Any hints, pointers for an efficient and unbiased sampling algorithm are much appreciated.

2

There are 2 best solutions below

3
On BEST ANSWER

In general, you want to pick $M$ distinct elements where the probability of result $A$ (a subset of $\{1,\ldots,N\}$ is $p(A) = \sum_{i \in A} p_i/Z$, $Z = \sum_A \sum_{i \in A} p_i = {N-1 \choose M-1} \sum_i p_i$. Let $S(A) = \sum_{i \in A} p_i$ and $S = \sum_{i=1}^N p_i$. Let ${\cal P}_k(B)$ denote the collection of all $k$-element subsets of $B$.

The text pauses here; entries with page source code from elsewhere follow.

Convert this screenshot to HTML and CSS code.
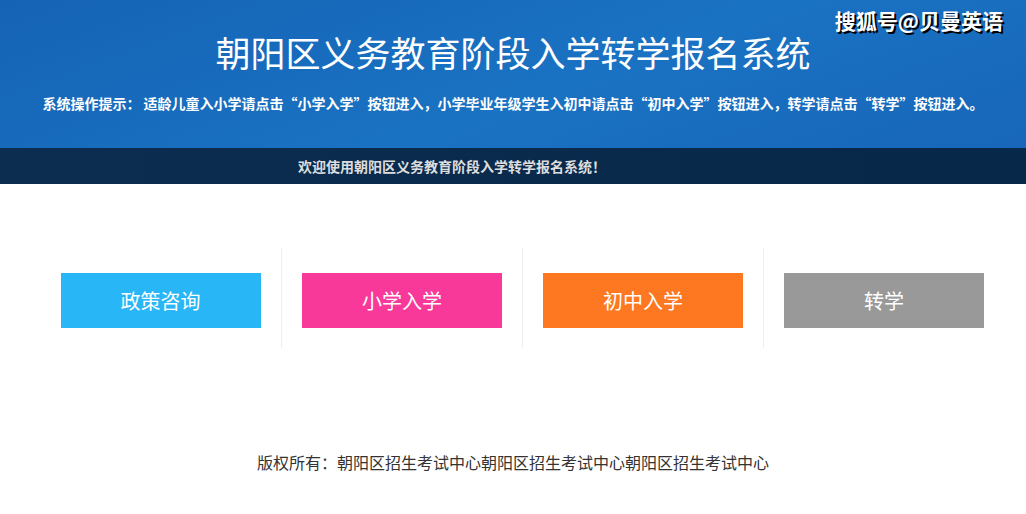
FILE: index.html
```html
<!DOCTYPE html>
<html lang="zh-CN">
<head>
    <meta charset="UTF-8">
    <meta name="viewport" content="width=device-width, initial-scale=1.0">
    <title>朝阳区义务教育阶段入学转学报名系统</title>
    <link rel="stylesheet" href="styles.css">
</head>
<body>
    <!-- 顶部标题 -->
    <div class="header">
        <div class="watermark">搜狐号@贝曼英语</div>
        <h1>朝阳区义务教育阶段入学转学报名系统</h1>
        <p class="tips">系统操作提示： 适龄儿童入小学请点击“小学入学”按钮进入，小学毕业年级学生入初中请点击“初中入学”按钮进入，转学请点击“转学”按钮进入。</p>
    </div>
    <div class="welcome">
        <span>欢迎使用朝阳区义务教育阶段入学转学报名系统！</span>
    </div>

    <!-- 入口按钮 -->
    <div class="entry">
        <div class="entry-item"><a class="btn btn-policy" href="#">政策咨询</a></div>
        <div class="entry-item"><a class="btn btn-primary" href="#">小学入学</a></div>
        <div class="entry-item"><a class="btn btn-middle" href="#">初中入学</a></div>
        <div class="entry-item"><a class="btn btn-transfer" href="#">转学</a></div>
    </div>

    <div class="footer">版权所有：朝阳区招生考试中心朝阳区招生考试中心朝阳区招生考试中心</div>
</body>
</html>
```

FILE: styles.css
```css
body {
    margin: 0;
    font-family: "Noto Sans CJK SC", "Noto Sans", sans-serif;
    background-color: #ffffff;
    color: #333333;
}
.header {
    position: relative;
    height: 148px;
    background: linear-gradient(160deg, #1563b5 0%, #1a72c2 55%, #1766ba 100%);
    text-align: center;
    color: #ffffff;
    overflow: hidden;
}
.header h1 {
    margin: 0;
    padding-top: 27px;
    font-size: 35px;
    font-weight: normal;
    line-height: 50px;
}
.tips {
    margin: 16px 0 0;
    font-size: 14px;
    font-weight: bold;
    line-height: 20px;
}
.watermark {
    position: absolute;
    top: 5px;
    right: 23px;
    font-size: 21px;
    font-weight: bold;
    color: #ffffff;
    text-shadow: 2px 2px 0 #000000;
}
.welcome {
    height: 36px;
    line-height: 36px;
    background: linear-gradient(to right, #0c2d50, #082849);
    color: #dddddd;
    font-size: 14px;
    font-weight: bold;
    padding-left: 298px;
}
/* 入口 */
.entry {
    display: flex;
    margin-top: 64px;
    padding-left: 40px;
}
.entry-item {
    width: 241px;
    height: 100px;
    padding-top: 25px;
    box-sizing: border-box;
    border-left: 1px solid #eeeeee;
    display: flex;
    justify-content: center;
}
.entry-item:first-child {
    border-left: none;
}
.btn {
    display: block;
    width: 200px;
    height: 55px;
    line-height: 55px;
    text-align: center;
    font-size: 20px;
    color: #ffffff;
    text-decoration: none;
}
.btn-policy {
    background-color: #29b6f6;
}
.btn-primary {
    background-color: #f8399a;
}
.btn-middle {
    background-color: #fd7820;
}
.btn-transfer {
    background-color: #999999;
}
.footer {
    margin-top: 102px;
    text-align: center;
    font-size: 16px;
    line-height: 24px;
    color: #333333;
}
```
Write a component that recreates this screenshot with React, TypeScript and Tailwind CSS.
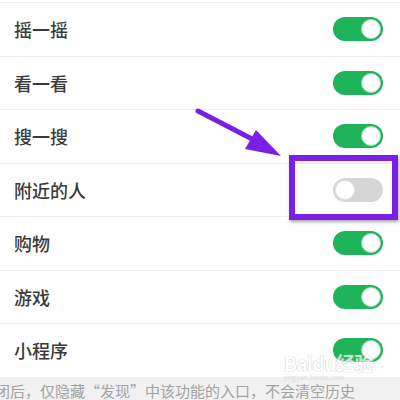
const items = [
  { name: '摇一摇', on: true },
  { name: '看一看', on: true },
  { name: '搜一搜', on: true },
  { name: '附近的人', on: false },
  { name: '购物', on: true },
  { name: '游戏', on: true },
  { name: '小程序', on: true },
];

const Toggle = ({ on }: { on: boolean }) => (
  <div
    className={
      on
        ? 'flex h-[24px] w-[50px] items-center justify-end rounded-full bg-[#1fb45a] p-[2px]'
        : 'flex h-[24px] w-[50px] items-center justify-start rounded-full bg-[#d6d6d6] p-[2px]'
    }
  >
    <div
      className={
        on
          ? 'h-[20px] w-[20px] rounded-full border border-[#9ed9b4] bg-white'
          : 'h-[20px] w-[20px] rounded-full border border-[#e4e4e4] bg-white'
      }
    />
  </div>
);

export default function App() {
  return (
    <div
      className="relative h-[400px] w-[400px] overflow-hidden bg-white"
      style={{ fontFamily: '"Noto Sans CJK SC", "Noto Sans", sans-serif' }}
    >
      <div className="pt-[2px]">
        <ul className="border-t border-[#efefef]">
          {items.map((it) => (
            <li
              key={it.name}
              className="box-border flex h-[53.5px] items-center justify-between border-b border-[#efefef] pl-[14px] pr-[17px]"
            >
              <span className="text-[18px] font-medium leading-none text-[#3a3a3a]">{it.name}</span>
              <Toggle on={it.on} />
            </li>
          ))}
        </ul>
      </div>

      <div className="h-[30px] bg-[#f1f1f1] pt-[4px]">
        <p className="ml-[-20px] whitespace-nowrap text-[15px] leading-[18px] text-[#a3a3a3]">
          关闭后，仅隐藏“发现”中该功能的入口，不会清空历史
        </p>
      </div>

      {/* watermark */}
      <div className="pointer-events-none absolute left-[284px] top-[353px] flex flex-col items-start opacity-70">
        <span className="text-[19px] font-bold leading-none tracking-tight text-white [text-shadow:0_0_1px_#b5b5b5,0_0_1px_#b5b5b5]">
          Baidu经验
        </span>
        <span className="mt-[2px] text-[7px] leading-none text-[#d5d5d5]">jingyan.baidu.com</span>
      </div>

      {/* annotation: box */}
      <div className="absolute left-[289px] top-[155px] h-[65px] w-[109px] border-[6px] border-[#7a1fe3] shadow-[1px_2px_3px_rgba(0,0,0,0.35)]" />

      {/* annotation: arrow */}
      <svg className="absolute left-0 top-0" width="400" height="400" viewBox="0 0 400 400">
        <line x1="198" y1="111" x2="256" y2="141" stroke="#7a1fe3" strokeWidth="5" strokeLinecap="round" />
        <polygon points="281,156 245,149 256,130" fill="#7a1fe3" />
      </svg>
    </div>
  );
}
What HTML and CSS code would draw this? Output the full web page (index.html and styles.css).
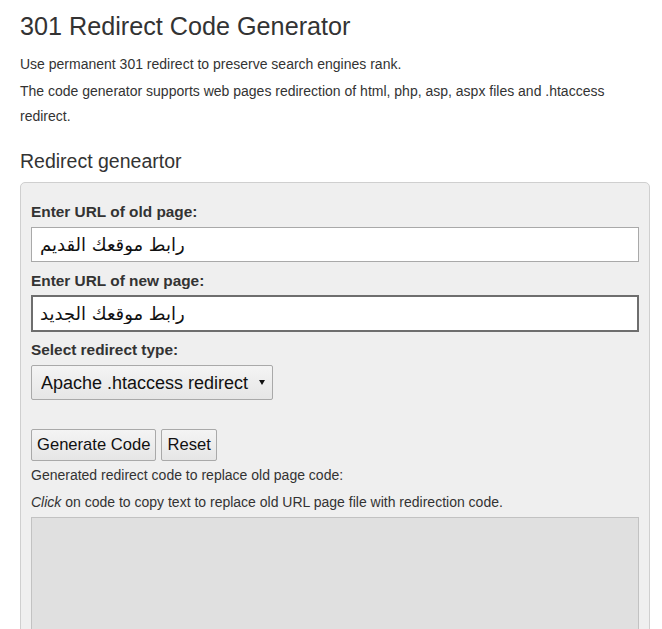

The probability of choosing item number $1$ is $$\eqalign{P(1) &= \sum_{A \in {\cal P}_{M-1}(\{2,\ldots,N\})} p(\{1\} \cup A) = \sum_{A \in {\cal P}_{M-1}(\{2,\ldots,N\})} \dfrac{p_1 + S(A)}{Z}\cr &= \dfrac{p_1}{S} + \sum_{A \in {\cal P}_{M-1}(\{2,\ldots,N\})} \sum_{j \in A} \dfrac{p_j}{{{N-1} \choose {M-1}} S} = \dfrac{p_1}{S} + \sum_{j=2}^N \dfrac{{{N-2} \choose {M-2}} p_j}{{{N-1} \choose {M-1}} S}\cr &= \dfrac{p_1}{S} + \dfrac{M-1}{N-1} \dfrac{S - p_1}{S} = \dfrac{N-M}{N-1} \dfrac{p_1}{S} + \dfrac{M-1}{N-1} } $$ You can use a sequential procedure: first decide (using this probability) whether or not to choose item $1$. Depending on whether you choose $1$ or not, you have $M-1$ or $M$ items to be chosen from the remaining $N-1$. The conditional probability of choosing $2$ given this first choice is then $$ \dfrac{\sum_{A \in {\cal P}_{M-2}(\{3,\ldots,N\})} p(\{1,2\} \cup A)}{P(1)} \ \text{or} \ \dfrac{\sum_{A \in {\cal P}_{M-1}(\{3,\ldots,N\})} p(\{2\} \cup A)}{1 - P(1)}$$ which can be obtained by a similar calculation. After deciding whether or not to choose $2$ using this conditional probability, you calculate the probability for $3$, and continue in this way until all $M$ items are chosen.

2
On

The normalization constant $Z=(M-1)\sum p_i$ as each element is involved in $M-1$ pairs. The probability that item $i$ is chosen is then $P(i)=\frac 1Z \sum_{k \neq i}(p_k+p_i)=\frac 1Z ((M-1)p_i+\frac Z{M-1}-p_i)=\frac 1{M-1}+\frac{(M-2)p_i}Z$ but as mjqxxxx pointed out, you can't just choose elements individually with this probability as the pairs will not be chosen with proper probability. I don't see anything better than listing all the pairs, calculate the probability of each, and pick on that basis. True, this is an M^2 process.